In my blog article of October 12, 2022, I discussed the imminent shortened three-month response periods that will face trademark applicants starting on December 1, 2022. Toward the end of the article I described what I saw as two “gotchas”, namely ways that an applicant could end up with an abandoned trademark application if the applicant were to choose to try to tough it out and hold back from paying the $125 extension-of-time fee. Alert reader Michael Brown points out that depending upon the level of kind-heartedness in your Examining Attorney, you might not end up running afoul of the “gotchas”.
Here is what I wrote in that blog article about “gotchas”:
Gotchas? Yes, there will be gotchas. If you respond within the three-month period, but if the Examining Attorney says you have failed to “respond to all issues”, whatever that means, then your case will have gone abandoned and you will have to petition to revive.
Suppose you respond within the three-month period, and you supposedly fail to “respond to all issues”, and there is still some time left before the end of the three-month period, and the Examining Attorney delivers this bad news to you before the end of the three-month period. In such a case, the Examining Attorney will let you know that to avoid abandonment, you can pay the $125 fee to purchase the remaining three months of response time.
Where did I find these gotchas? To see these gotchas, look at the Trademark Office’s web page New deadline to respond to office actions for applications which is archived here. What it says on this page is:
Response to all issues required by the deadline
[…] When responding to office actions, make sure you’re providing a complete response that addresses all outstanding issues in the office action. […]
What happens if the response deadline isn’t met?
Your application will be abandoned if you don’t respond to your office action or request an extension on or before the three-month deadline. This means we will no longer process your application. You will need to file a petition to revive your application for a fee, or start the application process over again.

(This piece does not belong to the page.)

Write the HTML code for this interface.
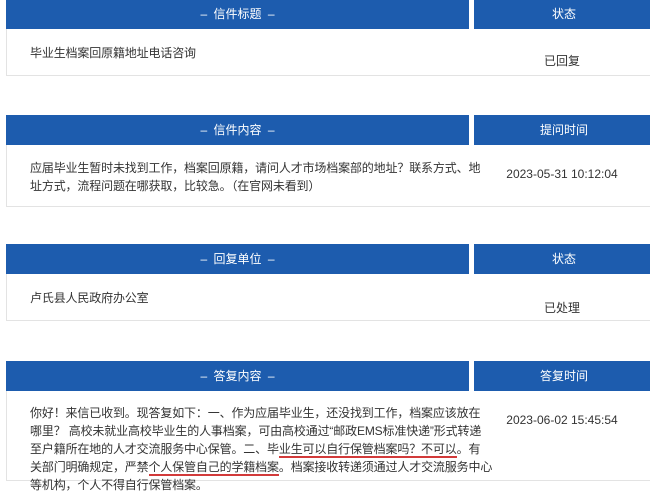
<!DOCTYPE html>
<html><head><meta charset="utf-8">
<style>
body{margin:0;background:#fff;width:650px;height:471px;overflow:hidden;position:relative;font-family:"Liberation Sans","Noto Sans CJK SC",sans-serif;font-size:12px;color:#333}
.h{position:absolute;background:#1d5cae;color:#fff;text-align:center;height:30px;line-height:30px;word-spacing:3px}
.l{left:6px;width:463px}
.r{left:474px;width:180px}
.b{position:absolute;left:6px;width:660px;border:1px solid #e3e3e3;border-top:none;box-sizing:border-box}
.t{position:absolute;left:30px;width:440px;line-height:18px;letter-spacing:-0.15px;white-space:nowrap}
.rt{position:absolute;left:474px;width:176px;text-align:center}
.u{border-bottom:2px solid #d23a3a}
</style></head><body>
<div class="h l" style="top:0;height:29px;line-height:29px">– 信件标题 –</div>
<div class="h r" style="top:0;height:29px;line-height:29px">状态</div>
<div class="b" style="top:29px;height:47px"></div>
<div class="t" style="top:44px">毕业生档案回原籍地址电话咨询</div>
<div class="rt" style="top:52px">已回复</div>

<div class="h l" style="top:115px">– 信件内容 –</div>
<div class="h r" style="top:115px">提问时间</div>
<div class="b" style="top:145px;height:62px"></div>
<div class="t" style="top:159px">应届毕业生暂时未找到工作，档案回原籍，请问人才市场档案部的地址？联系方式、地<br>址方式，流程问题在哪获取，比较急。（在官网未看到）</div>
<div class="rt" style="top:167px">2023-05-31 10:12:04</div>

<div class="h l" style="top:244px">– 回复单位 –</div>
<div class="h r" style="top:244px">状态</div>
<div class="b" style="top:274px;height:47px"></div>
<div class="t" style="top:289px">卢氏县人民政府办公室</div>
<div class="rt" style="top:299px">已处理</div>

<div class="h l" style="top:361px">– 答复内容 –</div>
<div class="h r" style="top:361px">答复时间</div>
<div class="b" style="top:391px;height:90px"></div>
<div class="t" style="top:404px">你好！来信已收到。现答复如下：一、作为应届毕业生，还没找到工作，档案应该放在<br>哪里？ 高校未就业高校毕业生的人事档案，可由高校通过“邮政EMS标准快递”形式转递<br>至户籍所在地的人才交流服务中心保管。二、毕<span class="u">业生可以自行保管档案吗？不可以</span>。有<br>关部门明确规定，严禁<span class="u">个人保管自己的学籍档案</span>。档案接收转递须通过人才交流服务中心<br>等机构，个人不得自行保管档案。</div>
<div class="rt" style="top:413px">2023-06-02 15:45:54</div>
</body></html>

It seems clear that the Trademark Office intends this to be a “gotcha”. If you are an applicant filing a response that you hope will be “complete”, before the end of the shortened three-month period, you have no choice but to consider that the Examining Attorney might feel differently about whether the response is “complete”. The way to avoid risk of abandonment in the event that the Examining Attorney feels this way is, of course, to hand over the $125.
Which brings us to the point of today’s blog article. Alert reader Michael Brown points out, correctly, that the Trademark Office final rule that implemented this shortened three-month response period does authorize the Examining Attorney to cut you some slack on this, if the Examining Attorney feels like doing so. Michael draws my attention to newly revised 37 CFR § 2.65(2) which says:
When a timely response by the applicant is a bona fide attempt to advance the examination of the application and is a substantially complete response to the Examining Attorney’s action, but consideration of some matter or compliance with a requirement has been omitted, the Examining Attorney may grant the applicant 30 days, or to the end of the time period for response to the action to which the substantially complete response was submitted, whichever is longer, to explain and supply the omission before the Examining Attorney considers the question of abandonment.
(emphasis added.) Note that the EA is not required to cut you this slack. If the EA declines to cut you the slack, then you have an abandonment on your hands, and you are stuck preparing and filing and paying for a petition to revive. Note, too, that this discretion that is afforded the EA is conditioned upon the response that failed to be “complete” nonetheless being at least “substantially complete”.
Only time will tell to what extent EAs will actually choose to grant such 30-day “mulligans” to those who (a) file a response that turns out to fail to be “complete”, and who (b) passed up the opportunity to pay the $125 extension-of-time fee as a sort of “insurance” against this risk.
Thanks to Michael for pointing this out.
3 Replies to “Exploring the “gotchas” in the imminent shortened three-month trademark response period”
Perhaps I’ve slipped a gear from being up all night, but isn’t the abandonment Gotcha applicable only if responding to a Final Refusal (of course the 3 month rule deadline applies more generally?
The USPTO website states: “You can only file the Request for Extension of Time to File a Response form if you haven’t already filed your response.”
If one files a “response” and an extension request the next day, and the response is accepted, is the extension request ignored?
Conversely, If one files a “response” and an extension request the next day, and the response is bounced because it is not fully responsive, is the extension request applied on the basis that the “response” was not really a response?
If the answers are yes and yes, it would make sense to file extension requests as a safety measure.
It seems to me it would be inconsistent to deny an extension request filed after a “response” and later determine that the “response” wasn’t really a response and abandon the application. On the other hand, the USPTO could take the position that a foolish consistency is the hobgoblin of little minds.
I have not seen any mention if this rule will be applied to Priority Actions. Anyone have any intel?